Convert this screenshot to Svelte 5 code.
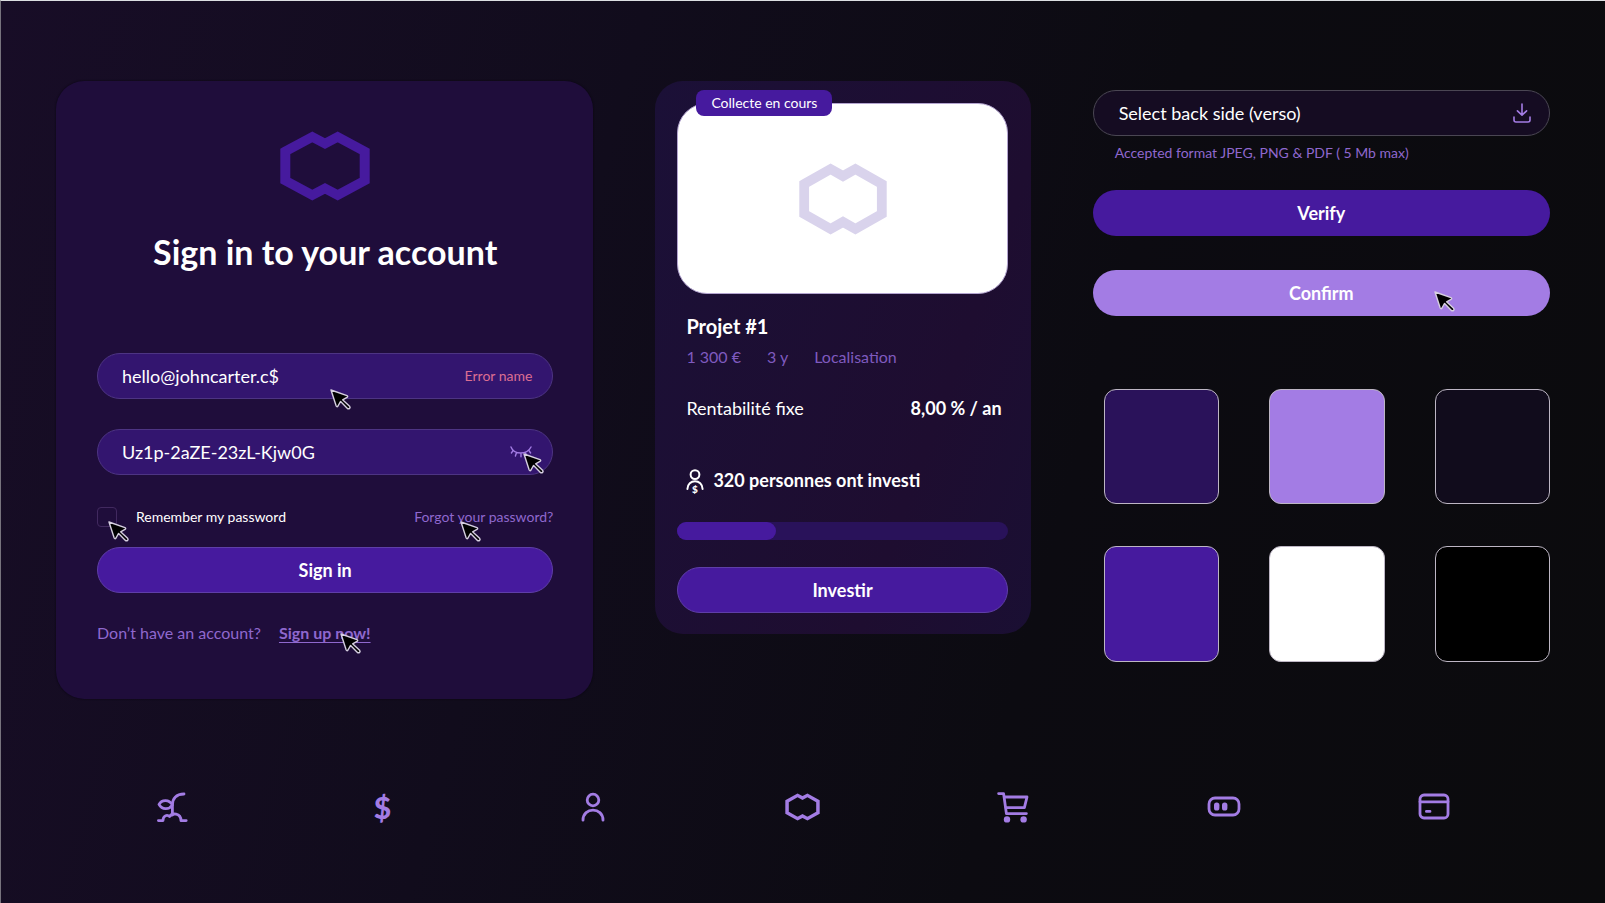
<script lang="ts">
	let email = $state('hello@johncarter.c$');
	let password = $state('Uz1p-2aZE-23zL-Kjw0G');
	let remember = $state(false);

	const project = {
		name: 'Projet #1',
		amount: '1 300 €',
		duration: '3 y',
		place: 'Localisation',
		rate: '8,00 % / an',
		investors: 320,
		progress: 30
	};

	const swatches = ['#2a125a', '#a37ce4', '#110c1c', '#461a9e', '#ffffff', '#000000'];
</script>

{#snippet cursor(place: string)}
	<svg class="cursor {place}" viewBox="0 0 22 22" aria-hidden="true">
		<path
			d="M1 1 L17 6.6 Q18.4 7.4 17 8.4 L12.6 10.8 L19.6 17.2 Q20.6 18.4 19.6 19.4 Q18.4 20.4 17.2 19.2 L10.6 12.4 L8 17 Q7 18.4 6.2 17 Z"
		/>
	</svg>
{/snippet}

{#snippet mark(cls: string)}
	<svg class="mark {cls}" viewBox="0 0 90 74" preserveAspectRatio="none" aria-hidden="true">
		<path
			d="M5.3 21.6 L32.3 6.2 L45 13.4 L57.7 6.2 L84.7 21.6 V52.4 L57.7 67.8 L45 60.6 L32.3 67.8 L5.3 52.4 Z"
		/>
	</svg>
{/snippet}

<div class="page">
	<main>
		<section class="login">
			{@render mark('brand')}
			<h1>Sign in to your account</h1>

			<form onsubmit={(e) => e.preventDefault()}>
				<div class="field">
					<input type="text" aria-label="Email" bind:value={email} />
					<span class="error">Error name</span>
					{@render cursor('on-email')}
				</div>

				<div class="field">
					<input type="text" aria-label="Password" bind:value={password} />
					<button type="button" class="eye" aria-label="Hide password">
						<svg viewBox="0 0 22 12" width="22" height="12">
							<path
								d="M1 1 C4 9 17 9 21 1 M3 4.6 L1.4 7 M6.4 7 L5.4 10 M11 7.4 V10.8 M15.6 7 L16.6 10 M19 4.6 L20.6 7"
							/>
						</svg>
					</button>
					{@render cursor('on-eye')}
				</div>

				<div class="options">
					<label>
						<input type="checkbox" bind:checked={remember} />
						Remember my password
						{@render cursor('on-check')}
					</label>
					<a class="forgot" href="#forgot">
						Forgot your password?
						{@render cursor('on-forgot')}
					</a>
				</div>

				<button type="submit" class="btn outlined">Sign in</button>
			</form>

			<p class="signup">
				<span>Don’t have an account?</span>
				<a href="#signup">Sign up now!{@render cursor('on-signup')}</a>
			</p>
		</section>

		<article class="project">
			<div class="cover">
				<span class="badge">Collecte en cours</span>
				{@render mark('pale')}
			</div>

			<div class="body">
				<h2>{project.name}</h2>
				<div class="meta">
					<span>{project.amount}</span>
					<span>{project.duration}</span>
					<span>{project.place}</span>
				</div>
				<div class="rate">
					<span>Rentabilité fixe</span>
					<strong>{project.rate}</strong>
				</div>
				<div class="investors">
					<svg viewBox="0 0 18 26" width="18" height="26" aria-hidden="true">
						<circle cx="9" cy="5.6" r="4.4" />
						<path d="M1.4 20 C1.4 9.6 16.6 9.6 16.6 20" />
						<text x="9" y="24" text-anchor="middle">$</text>
					</svg>
					<strong>{project.investors} personnes ont investi</strong>
				</div>
			</div>

			<div class="progress" role="progressbar" aria-label="Collecte" aria-valuenow={project.progress}>
				<div class="bar" style="width: {project.progress}%"></div>
			</div>
			<button class="btn outlined">Investir</button>
		</article>

		<section class="controls">
			<button class="upload" aria-describedby="hint">
				Select back side (verso)
				<svg viewBox="0 0 18 20" width="18" height="20" aria-hidden="true">
					<path d="M9 1 V12 M4.4 7.8 L9 12.2 L13.6 7.8 M1 14 V17 Q1 19 3 19 H15 Q17 19 17 17 V14" />
				</svg>
			</button>
			<p class="hint" id="hint">Accepted format JPEG, PNG & PDF ( 5 Mb max)</p>
			<button class="btn">Verify</button>
			<button class="btn light">
				Confirm
				{@render cursor('on-confirm')}
			</button>

			<div class="swatches">
				{#each swatches as color}
					<div class="swatch" style="background: {color}"></div>
				{/each}
			</div>
		</section>
	</main>

	<footer>
		<svg viewBox="0 0 32 32" width="32" height="32">
			<path d="M28 3 C20 3 16.4 8 16.4 14 V24" />
			<path d="M16.4 14 C13 8.4 6 8.4 3 13.4 C6 19 13 19 16.4 14 Z" />
			<path d="M2.4 29.6 H7 C7 25 11 23 13.6 25.6 C16 21.6 24.8 21.8 25 29.6 H30.2" />
		</svg>
		<span class="dollar">$</span>
		<svg viewBox="0 0 26 30" width="26" height="30">
			<circle cx="13" cy="8" r="5.8" />
			<path d="M3 28.2 C3 14.8 23 14.8 23 28.2" />
		</svg>
		{@render mark('small')}
		<svg viewBox="0 0 32 32" width="32" height="32">
			<path d="M1.6 2.6 H6.6 L9.4 22.6 H29.4" />
			<path d="M7.4 6 H30 L27.4 16.6 H9" />
			<circle class="solid" cx="10" cy="28.4" r="3.2" />
			<circle class="solid" cx="26.6" cy="28.4" r="3.2" />
		</svg>
		<svg viewBox="0 0 34 22" width="34" height="22">
			<rect x="2" y="2" width="30" height="17" rx="6" />
			<rect class="solid" x="7" y="6.6" width="5.4" height="8" rx="2.6" />
			<rect class="solid" x="15" y="6.6" width="5.4" height="8" rx="2.6" />
		</svg>
		<svg viewBox="0 0 32 28" width="32" height="28">
			<rect x="2" y="2" width="28" height="23" rx="4" />
			<path d="M2 8.8 H30 M8.4 18.4 H12" />
		</svg>
	</footer>
</div>

<style>
	:global(body) {
		background: #0b0b0e;
	}

	.page {
		--violet: #461a9e;
		--lilac: #a37ce4;
		--muted: #8f68ce;
		box-sizing: border-box;
		min-height: 100vh;
		padding: 80px 55px 0;
		border-top: 1px solid #dcdfe2;
		border-left: 1px solid #77737d;
		background: linear-gradient(105deg, #180d27 0%, #110c1c 35%, #0c0b11 65%, #0b0b0d 100%);
		color: #fff;
		font-family: Lato, sans-serif;
		font-size: 18px;
		line-height: 22px;
	}

	h1,
	h2,
	p {
		margin: 0;
	}

	button,
	input {
		font: inherit;
		color: inherit;
	}

	button {
		cursor: pointer;
	}

	main {
		display: grid;
		grid-template-columns: 537fr 375fr 457fr;
		gap: 62px;
		align-items: start;
	}

	svg {
		fill: none;
		stroke-linecap: round;
		stroke-linejoin: round;
	}

	.mark {
		display: block;
		stroke-width: 10;
		stroke-linecap: butt;
		stroke-linejoin: miter;
	}

	.mark.brand {
		width: 90px;
		height: 70px;
		margin: 0 auto;
		stroke: var(--violet);
	}

	.mark.pale {
		width: 88px;
		height: 72px;
		stroke: #d9d3ec;
	}

	.cursor {
		position: absolute;
		z-index: 1;
		width: 22px;
		height: 22px;
		fill: #000;
		stroke: #d6cfe0;
		stroke-width: 1.4;
		pointer-events: none;
	}

	.on-email {
		left: 51%;
		top: 35px;
	}

	.on-eye {
		right: 7px;
		top: 23px;
	}

	.on-check {
		left: 11px;
		top: 14px;
	}

	.on-forgot {
		left: 46px;
		top: 14px;
	}

	.on-signup {
		left: 61px;
		top: 10px;
	}

	.on-confirm {
		right: 94px;
		top: 21px;
	}

	.login {
		padding: 50px 40px 56px 41px;
		border-radius: 28px;
		background: #1f0d3b;
		box-shadow: 0 0 2px #08050f;
	}

	h1 {
		margin: 30px 0 80px;
		font-size: 34px;
		font-weight: 700;
		line-height: 42px;
		text-align: center;
	}

	.field {
		position: relative;
		display: flex;
		align-items: center;
		box-sizing: border-box;
		height: 46px;
		margin-bottom: 30px;
		padding: 0 20px 0 24px;
		border: 1px solid #4d3483;
		border-radius: 23px;
		background: #33156f;
	}

	.field input {
		flex: 1;
		min-width: 0;
		padding: 0;
		border: 0;
		outline: 0;
		background: none;
	}

	.error {
		color: #dc6e92;
		font-size: 14px;
	}

	.eye {
		display: flex;
		padding: 0;
		border: 0;
		background: none;
		stroke: var(--lilac);
		stroke-width: 1.4;
	}

	.options {
		display: flex;
		justify-content: space-between;
		margin: 32px 0 20px;
		font-size: 14px;
		line-height: 20px;
	}

	.options label {
		position: relative;
		display: flex;
		align-items: center;
		gap: 19px;
	}

	.options input {
		appearance: none;
		width: 20px;
		height: 20px;
		margin: 0;
		border: 1px solid #41295f;
		border-radius: 4px;
	}

	.options input:checked {
		background: var(--violet);
	}

	.forgot {
		position: relative;
		color: var(--muted);
		text-decoration: none;
	}

	.btn {
		position: relative;
		display: block;
		width: 100%;
		height: 46px;
		padding: 0;
		border: 0;
		border-radius: 23px;
		background: var(--violet);
		font-weight: 700;
	}

	.btn.outlined {
		border: 1px solid #5f3ea8;
	}

	.btn.light {
		margin-top: 34px;
		background: var(--lilac);
	}

	.signup {
		display: flex;
		gap: 18px;
		margin-top: 30px;
		color: var(--muted);
		font-size: 16px;
		line-height: 20px;
	}

	.signup a {
		position: relative;
		color: inherit;
		font-weight: 700;
		text-underline-offset: 3px;
	}

	.project {
		padding: 22px 23px 21px 22px;
		border-radius: 28px;
		background: linear-gradient(110deg, #1b1037, #1e0d30 70%, #1a0f33);
	}

	.cover {
		position: relative;
		display: flex;
		align-items: center;
		justify-content: center;
		box-sizing: border-box;
		height: 191px;
		border: 1px solid #b3a4cf;
		border-radius: 30px;
		background: #fff;
	}

	.badge {
		position: absolute;
		left: 18px;
		top: -14px;
		padding: 3px 15px;
		border-radius: 8px;
		background: var(--violet);
		font-size: 14px;
		line-height: 20px;
	}

	.body {
		padding: 20px 6px 27px 9px;
	}

	h2 {
		font-size: 20px;
		font-weight: 700;
		line-height: 24px;
	}

	.meta {
		display: flex;
		gap: 26px;
		margin: 9px 0 30px;
		color: #7f5abf;
		font-size: 16px;
		line-height: 20px;
	}

	.rate {
		display: flex;
		justify-content: space-between;
		margin-bottom: 50px;
	}

	strong {
		font-weight: 700;
	}

	.investors {
		display: flex;
		gap: 9px;
	}

	.investors svg {
		stroke: #fff;
		stroke-width: 2;
	}

	.investors text {
		fill: #fff;
		stroke: none;
		font-size: 10px;
		font-weight: 900;
	}

	.progress {
		height: 18px;
		margin-bottom: 27px;
		border-radius: 9px;
		background: #29125a;
	}

	.bar {
		height: 100%;
		border-radius: 9px;
		background: var(--violet);
	}

	.controls {
		padding-top: 9px;
	}

	.upload {
		display: flex;
		align-items: center;
		justify-content: space-between;
		width: 100%;
		height: 46px;
		padding: 0 18px 0 25px;
		border: 1px solid #4a4653;
		border-radius: 23px;
		background: #150c22;
	}

	.upload svg {
		stroke: var(--lilac);
		stroke-width: 1.6;
	}

	.hint {
		margin: 7px 0 27px;
		padding-left: 22px;
		color: var(--muted);
		font-size: 14px;
		line-height: 20px;
	}

	.swatches {
		display: grid;
		grid-template-columns: repeat(3, 1fr);
		gap: 42px 50px;
		margin: 73px 0 0 11px;
	}

	.swatch {
		box-sizing: border-box;
		aspect-ratio: 1;
		border: 1px solid #bdb6c4;
		border-radius: 12px;
	}

	footer {
		display: grid;
		grid-template-columns: repeat(7, 1fr);
		place-items: center;
		margin-top: 90px;
		padding: 0 11px 40px;
	}

	footer svg {
		stroke: var(--lilac);
		stroke-width: 2.8;
	}

	footer .mark.small {
		width: 35px;
		height: 28px;
		stroke: var(--lilac);
		stroke-width: 9;
	}

	footer .solid {
		fill: var(--lilac);
		stroke: none;
	}

	.dollar {
		color: var(--lilac);
		font-size: 30px;
		font-weight: 900;
		line-height: 36px;
	}
</style>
┄┄┄┄┄┄┄┄┄┄┄┄┄┄┄┄┄┄┄┄
**Requirements**
From the first line above to the line containing "let remember = $state(false);", repeat each line exactly. Pictures stay out.

**Response to this task**
Convert this screenshot to Svelte 5 code.
<script lang="ts">
	let email = $state('hello@johncarter.c$');
	let password = $state('Uz1p-2aZE-23zL-Kjw0G');
	let remember = $state(false);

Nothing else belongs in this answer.